According to the joint agreement of the NFL and NFL Players Association, each side will designate someone to monitor the implementation of the protocol and investigate any potential violations.
The investigation will not reach medical conclusions; it will only determine whether the protocol was followed, the two sides said in a joint statement.
If the parties are unable to agree, the matter will be brought to a third party arbitrator that would conduct a review and issue a report to NFL Commissioner Roger Goodell, NFLPA Executive Director DeMaurice Smith and the involved parties.
As jointly agreed to by the NFL and NFLPA, Goodell retains absolute discretion in determining penalties for violations of the concussion protocol.

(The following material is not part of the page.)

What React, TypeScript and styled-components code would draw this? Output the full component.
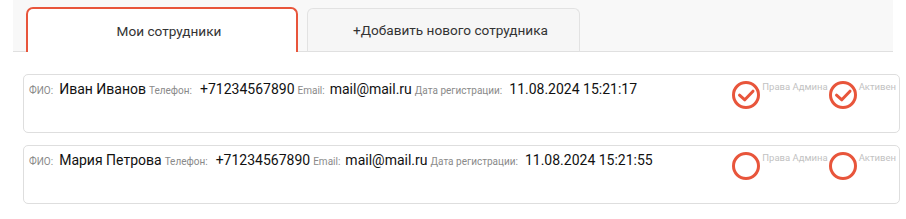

A first violation will require the club’s employees or medical team members involved to attend remedial education along with a possible maximum fine of $150,000 against the club.
Subsequent violations will result in a minimum $100,000 fine.
If the parties agree that a violation involved aggravating circumstances, the club shall be subject, in the first instance, to a fine no less than $50,000. NFL Commissioner Roger Goodell will determine discipline for subsequent violations involving aggravating circumstances.
And if Goodell determines that the club’s medical team failed to follow the protocol due to competitive considerations, he may require the club to forfeit draft picks and impose additional fines.
The NFL has been facing criticism over player safety and the link between football and concussions. Its concussion protocol came under renewed scrutiny last season when Rams quarterback Case Keenum was allowed to continue playing after suffering a concussion in a game.
Last November, Keenum sustained a head injury on the field and struggled to get up off the turf after his head hit the ground but he remained in the game and later gave up a fumble that cost his team that game.
The NFL said at the time it would review why Keenum was not taken off the field for evaluation by a team doctor or an independent neuro-trauma physician as required by its concussion protocols.